MLB’s best inducted into Hall of Fame

 COOPERSTOWN, N.Y. (WALA) – If you ask any baseball fan, they will probably all agree the class of 2014 was the most successful, and most popular, class to be inducted into the National Baseball Hall of Fame.

On Sunday, six iconic players and coaches were inducted – and how deserving they were.

Tom Glavine pitched for the Atlanta Braves from 1998 to 2002. After 6 years with the Mets, he returned to the Braves where he retired. After 22 years in the bigs, an overall 3.54 ERA, and more than four thousand innings pitched, the two-time Cy Young Award Winner thanked the fans and family for his success.

“Thank you to all the fans here and in Atlanta today. You supported me on and off the field. It meant so much to me. I know there’s a bunch of you here today and I know there’s a bunch of you at Turner Field today back in Atlanta watching this on TV as well. Thank you guys so much. Atlanta has been in my home. I have so many great friends there now many of whom are here today and I am truly grateful and honored of your support and friendship,” said Glavine.

The Mad Dog was also inducted. Greg Maddux pitched for the Atlanta Braves and the Chicago Cubs. Most of his success however, was with the Braves, including winning four Cy Young Awards.

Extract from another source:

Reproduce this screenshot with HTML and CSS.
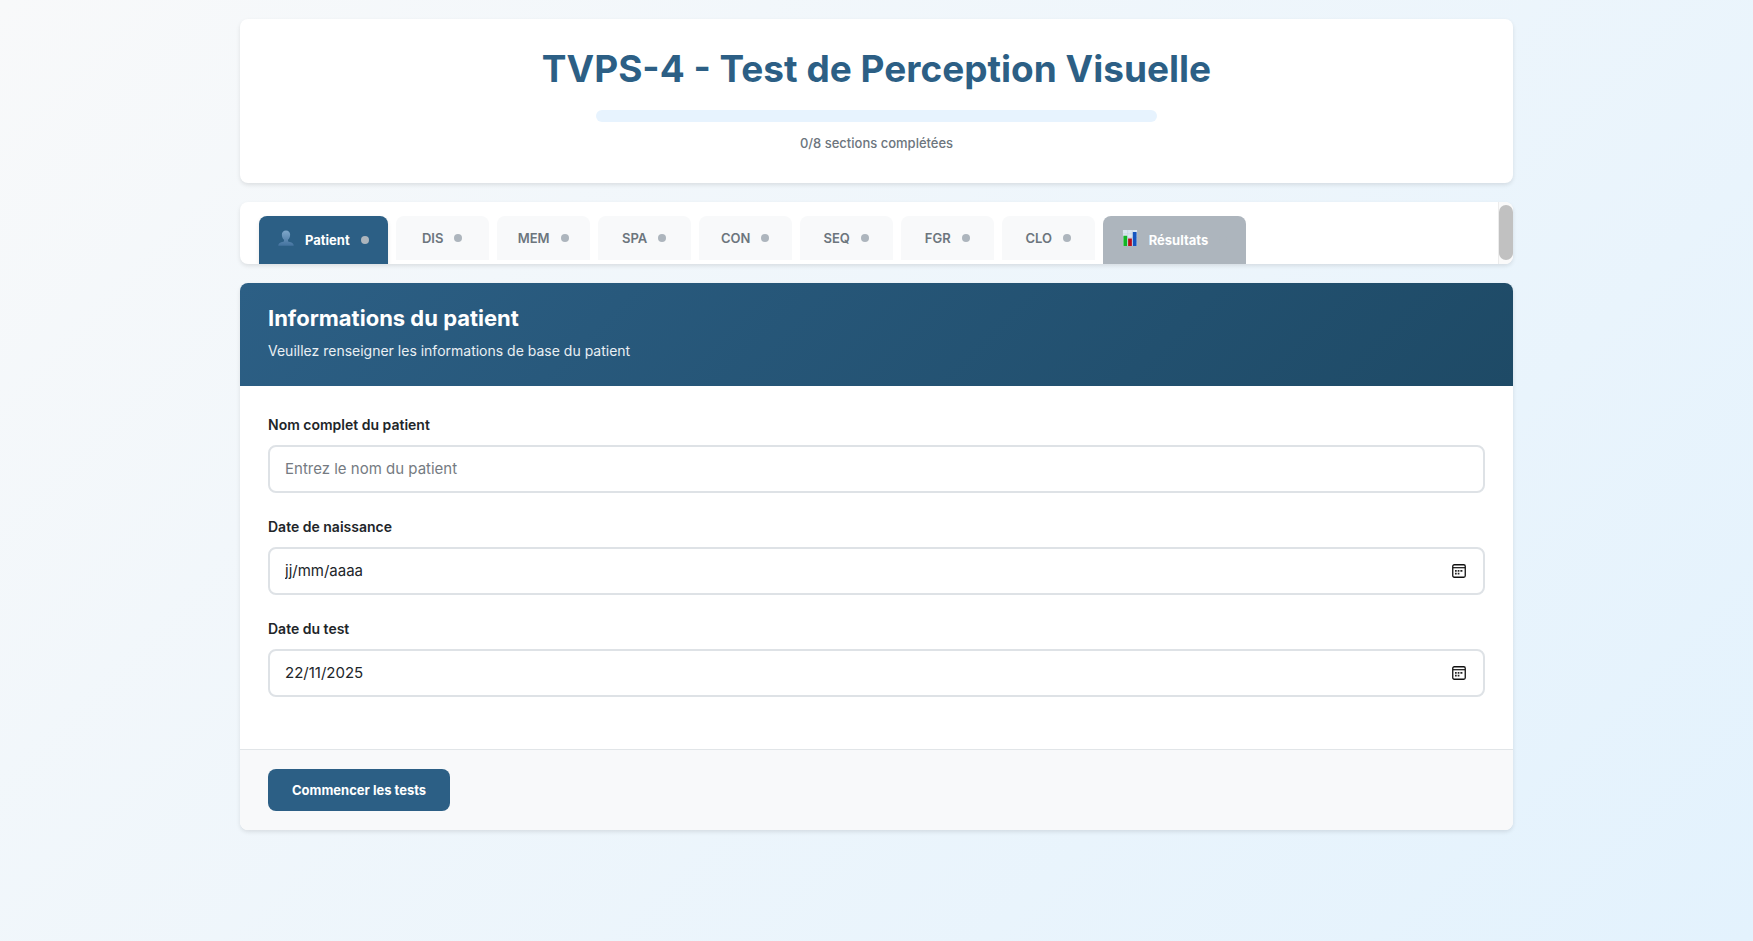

Maddux helped lead the Braves to the 1995 World Series by pitched 8 scoreless innings in Game 6 against the Cleveland Indians. On Sunday in Cooperstown, he explained why his inductions to the Hall of Fame had no allegiance to a certain team.

“People ask me why I have no Hall of Fame plaque with no logo or why my hall of fame plaque has no logo. I spent twelve years in Chicago…eleven in Atlanta. Both places are very special to me. Without experiences in the cities I would not be standing here today. I picked Atlanta because I finally wanted to get a World Series ring and start a family. Sorry Chicago, but yeah,” said Maddux.

The Big Hurt is now in the big hall. The Auburn standout has secured his spot in the Hall of Fame, with class.

Frank Thomas played for the Chicago White Sox, Oakland Athletics, and ended his career in Toronto with the Blue Jays. Thomas hit a career 521 home runs and more than 17-hundred RBI. On Sunday, Thomas tearfully thanked his parents for their support through the years.

“I would also like to thank my parents for working so hard to instill core values, to make the best of life. We didn’t have much but my parents worked hard for me and my siblings. Frank Senior, I know you’re watching and smiling from Heaven. Without you, I know 100% I wouldn’t be here in Cooperstown today. Thanks for pushing me and always preaching to me: ‘you can be someone special if you really work at it.’ I took that to heart, Pops. Look at us today,” said Thomas.

Also inducted into the Hall of Fame: Bobby Cox, Tony La Russa, and Joe Torre.

Torre had more than 2,300 wins, fifteen playoff appearances and four World Series titles. Tony La Russa reached the playoffs with the St. Louis Cardinals nine out of his sixteen seasons with the organization, including two World Series titles, and one with the Oakland Athletics. Bobby Cox had sixteen post-season appearances with the Atlanta Braves, the most of all-time, fourteen NLDS wins and five NL pennants.